OPPORTUNITY KNOCKS IN TURKMENISTAN: IS ANYONE LISTENING?
* Ms. SCHAKOWSKY. Madam Speaker, the Administration's crusade to spread democracy to the Middle East has been a major disappointment, but opportunity is knocking nearby in Central Asia and we should be taking advantage of it. But there isn't much time.
* The opportunity for positive change was created by the death late last month of Turkmenistan's despotic dictator, President Saparmurat Niyazov, whose role model was Josef Stalin. The urgency for the United States to act is created by those who want to follow in his footsteps.
* The Turkmen people deserve the right to elect their leaders in free and fair elections. That seems highly unlikely because of the junta that has tried to consolidate power in the aftermath of Niyazov's sudden demise. Consisting of the remaining holdouts from Niyazov's government and controlled by his former bodyguards, the junta leaders have pledged to continue the ``dear leader's' style of ``democracy,' ordering yet another statue of him to be built.
* The constitution has been re-written to allow the junta's candidate to run in the presidential elections--scheduled for February 11--virtually unchallenged. The regime's most competent opponents--the exiled community of business leaders and intellectuals--have effectively been prevented from contesting the elections.
* For too long the United States has ignored Niyazov's abuses and we continue to fail to articulate our official position regarding relations with the ``interim government.' I call on the Secretary of State to condemn the junta's unconstitutional actions and demand that it allow its opponents to participate in the February 11 election. Until that happens, the United States must refuse to recognize the government in Ashgabat as legitimate, and order federal agencies, including Treasury, State and Justice, to block all of its banking activities.

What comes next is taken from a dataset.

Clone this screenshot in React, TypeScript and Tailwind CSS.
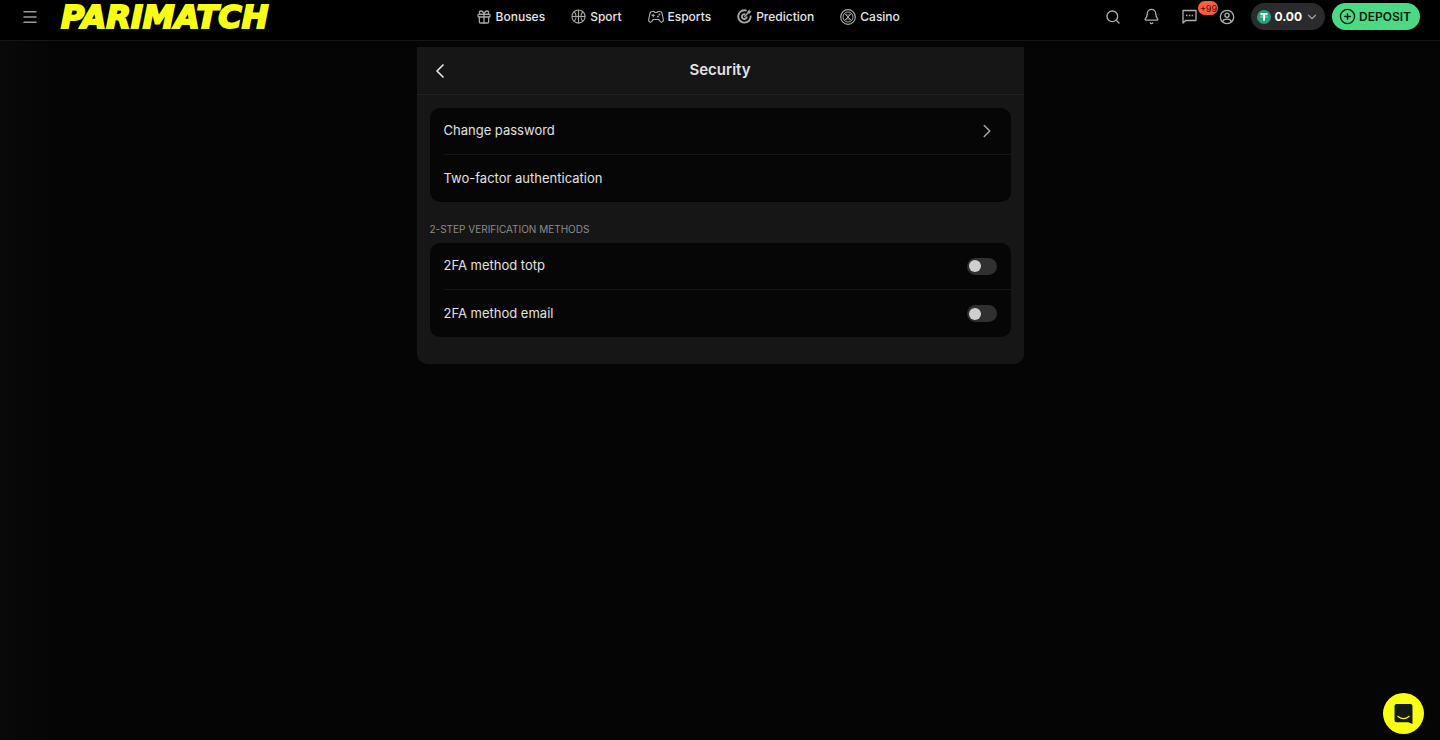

* Nurmuhammet Hanamov, the founding chairman of the Republican Party of Turkmenistan who was his country's former ambassador to Turkey and Israel, has written an incisive article in the Washington Post calling on the West to take advantage of Niyazov's passing to help lead his country toward Democracy. A leader of the prodemocracy movement, Mr. Hanamov was forced into exile and his two sons were assassinated in 2005 in retaliation for his outspoken opposition to the regime. I ask that his article be included in the CONGRESSIONAL RECORD so that all may read the heartfelt plea of this courageous individual. [From the Washington Post, Jan. 3, 2007]
A NEW BEGINNING FOR TURKMENISTAN
(By Nurmuhammet Hanamov)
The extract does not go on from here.